Мимесис, который уже перестал быть целью искусства, отныне становится его отправной точкой, и, таким образом, искусство в очередной раз обнаруживает себя глубоко изменившимся.
Переопределение художественной продукции
Слияние искусства и фотографии парадоксальным образом означает закат репрезентации: оно передает производство произведений, раньше осуществляемое рукой, машине и возводит в ранг делания саму возможность выбирать. Другими словами, это слияние представляется своего рода результатом действия, которое фотография подпольно производила в искусстве благодаря дюшановскому течению реди-мейда. Похоже, что фотография, послужившая парадигмой современного искусства в работах Марселя Дюшана, семьюдесятью пятью годами позже, в начале XXI века, прямо пришла к тому, чтобы предложить себя искусству в качестве материала.
Фотографы-художники непрестанно исключали или затуманивали миметические возможности фотографии, тогда как художники, напротив, именно их и оценили. Эти противоположные позиции, возникшие одновременно, но в двух разных культурных полях, свидетельствуют об одном и том же процессе заката репрезентации. Фотографы отказываются от репрезентации из‑за ее самых традиционных свойств – чистоты и прозрачности. Художники, напротив, принимают миметизм безусловно, но не как репрезентацию – копию референта, имеющую репутацию подлинной, а как презентацию – данность, отсылающую только к самой себе. Впрочем, эта черта характерна для искусства-фотографии: фотография переходит от статуса документа (инструмента или носителя) к статусу художественного материала, когда производство репрезентации исчезает в данности презентации. В этом случае фотографическое изображение может требовать только минимального процесса производства (как в любительских снимках Кристиана Болтанского) или же производство изображения может быть очень тонко разработано (как, например, у Патрика Тозани), но в любом случае оно не является конечной целью работы, поскольку в фотографии художник стремится скорее не к репрезентации реальности, но к ее проблематизации. Он ставит своей целью скорее не достичь Идеи, платонического существа реальности, но актуализировать идеи, с которыми он имеет дело. Возможности презентации, присущие фотографии, тот факт, что она является световым отпечатком вещей и что в ней пересекаются регистрирующий и записываемый материалы, делают ее наиболее подходящим для этого проекта художественным материалом.

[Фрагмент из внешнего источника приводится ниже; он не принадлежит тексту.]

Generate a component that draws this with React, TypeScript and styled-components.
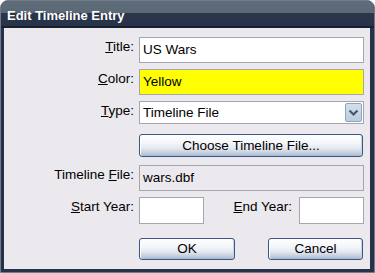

Итак, искусство-фотография завершает репрезентацию (оно одновременно доводит ее до апогея и закрывает), сводя ее к презентации и механизируя. Искусство-фотография не только передвигает цели эстетического проекта реальности в сторону концептов, но и передает производство изображений от руки к машине. Так терпит неудачу двойная традиция: традиция платонического философствования об оригинале и копии и традиция ручной, ремесленной концепции искусства. Конечно, борьба с репрезентацией была одной из главных целей искусства ХХ века, начиная с реди-мейдов Дюшана (которые были не репрезентациями, а презентациями вещей) до бума абстракционизма (не забудем также и о первых попытках фотомонтажа и фотограммы). Искусство-фотография созвучно именно этим начинаниям, замещающим руку художника машиной-фотографией. «Фотографические картины» были первыми созданиями машины, они избавились от ручного умения художника, освободились от ремесленного мастерства. Такое замещение руки технологией приводит к преодолению одного из самых серьезных препятствий, полагаемых художественной традицией, настаивающей на связи между искусством и жестом художника. Та к снимается абсолютная антиномия искусства и механического изготовления. Хотя машины у Мохой-Надя (или, очень эффектно, у Жана Тэнгли) остаются плодом тщательной ремесленной работы, искусство-фотография тем не менее решительно открывает искусство механическому изготовлению как таковому.